Exercise instructions:
Leave out the pictures and repeat the rest of the material exactly.

* * * * * * *

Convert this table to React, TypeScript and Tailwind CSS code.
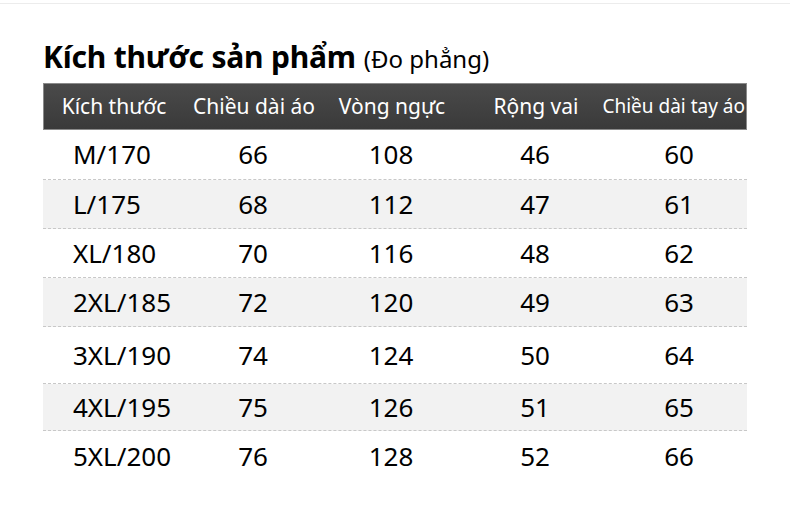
const headers = ["Kích thước", "Chiều dài áo", "Vòng ngực", "Rộng vai", "Chiều dài tay áo"];

const rows: { h: string; cells: string[] }[] = [
  { h: "h-[50px]", cells: ["M/170", "66", "108", "46", "60"] },
  { h: "h-[49px]", cells: ["L/175", "68", "112", "47", "61"] },
  { h: "h-[49px]", cells: ["XL/180", "70", "116", "48", "62"] },
  { h: "h-[49px]", cells: ["2XL/185", "72", "120", "49", "63"] },
  { h: "h-[57px]", cells: ["3XL/190", "74", "124", "50", "64"] },
  { h: "h-[47px]", cells: ["4XL/195", "75", "126", "51", "65"] },
  { h: "h-[50px]", cells: ["5XL/200", "76", "128", "52", "66"] },
];

const cols = "grid grid-cols-[140px_140px_136px_152px_136px]";

export default function App() {
  return (
    <div
      className="h-[513px] w-[790px] overflow-hidden bg-white text-black"
      style={{ fontFamily: '"Noto Sans", "Open Sans", sans-serif' }}
    >
      <div className="h-[4px] border-b border-[#ececec]" />
      <div className="pl-[43px] pt-[38px]">
        <h1 className="flex items-baseline gap-[8px] leading-none">
          <span className="text-[30px] font-bold tracking-[-0.2px]">Kích thước sản phẩm</span>
          <span className="text-[24px] font-normal">(Đo phẳng)</span>
        </h1>

        <div className="mt-[11px] w-[704px]">
          <div className={`${cols} h-[47px] items-center border border-[#8a8a8a] bg-gradient-to-b from-[#4a4a4a] to-[#3a3a3a] text-white`}>
            {headers.map((t, i) =>
              i === 4 ? (
                <div key={t} className="flex justify-end pr-[3px] text-[19px] whitespace-nowrap">
                  <span className="shrink-0">{t}</span>
                </div>
              ) : (
                <div key={t} className="whitespace-nowrap text-center text-[21px]">
                  {t}
                </div>
              )
            )}
          </div>

          {rows.map((r, ri) => (
            <div
              key={r.cells[0]}
              className={`${cols} ${r.h} items-center text-[26px] ${
                ri % 2 === 1 ? "bg-[#f2f2f2]" : ""
              } ${ri < rows.length - 1 ? "border-b border-dashed border-[#c8c8c8]" : ""}`}
            >
              {r.cells.map((c, ci) => (
                <div key={ci} className={ci === 0 ? "pl-[30px] text-left" : "text-center"}>
                  {c}
                </div>
              ))}
            </div>
          ))}
        </div>
      </div>
    </div>
  );
}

* * * * * * *

Complete answer:
Convert this table to React, TypeScript and Tailwind CSS code.
const headers = ["Kích thước", "Chiều dài áo", "Vòng ngực", "Rộng vai", "Chiều dài tay áo"];

const rows: { h: string; cells: string[] }[] = [
  { h: "h-[50px]", cells: ["M/170", "66", "108", "46", "60"] },
  { h: "h-[49px]", cells: ["L/175", "68", "112", "47", "61"] },
  { h: "h-[49px]", cells: ["XL/180", "70", "116", "48", "62"] },
  { h: "h-[49px]", cells: ["2XL/185", "72", "120", "49", "63"] },
  { h: "h-[57px]", cells: ["3XL/190", "74", "124", "50", "64"] },
  { h: "h-[47px]", cells: ["4XL/195", "75", "126", "51", "65"] },
  { h: "h-[50px]", cells: ["5XL/200", "76", "128", "52", "66"] },
];

const cols = "grid grid-cols-[140px_140px_136px_152px_136px]";

export default function App() {
  return (
    <div
      className="h-[513px] w-[790px] overflow-hidden bg-white text-black"
      style={{ fontFamily: '"Noto Sans", "Open Sans", sans-serif' }}
    >
      <div className="h-[4px] border-b border-[#ececec]" />
      <div className="pl-[43px] pt-[38px]">
        <h1 className="flex items-baseline gap-[8px] leading-none">
          <span className="text-[30px] font-bold tracking-[-0.2px]">Kích thước sản phẩm</span>
          <span className="text-[24px] font-normal">(Đo phẳng)</span>
        </h1>

        <div className="mt-[11px] w-[704px]">
          <div className={`${cols} h-[47px] items-center border border-[#8a8a8a] bg-gradient-to-b from-[#4a4a4a] to-[#3a3a3a] text-white`}>
            {headers.map((t, i) =>
              i === 4 ? (
                <div key={t} className="flex justify-end pr-[3px] text-[19px] whitespace-nowrap">
                  <span className="shrink-0">{t}</span>
                </div>
              ) : (
                <div key={t} className="whitespace-nowrap text-center text-[21px]">
                  {t}
                </div>
              )
            )}
          </div>

          {rows.map((r, ri) => (
            <div
              key={r.cells[0]}
              className={`${cols} ${r.h} items-center text-[26px] ${
                ri % 2 === 1 ? "bg-[#f2f2f2]" : ""
              } ${ri < rows.length - 1 ? "border-b border-dashed border-[#c8c8c8]" : ""}`}
            >
              {r.cells.map((c, ci) => (
                <div key={ci} className={ci === 0 ? "pl-[30px] text-left" : "text-center"}>
                  {c}
                </div>
              ))}
            </div>
          ))}
        </div>
      </div>
    </div>
  );
}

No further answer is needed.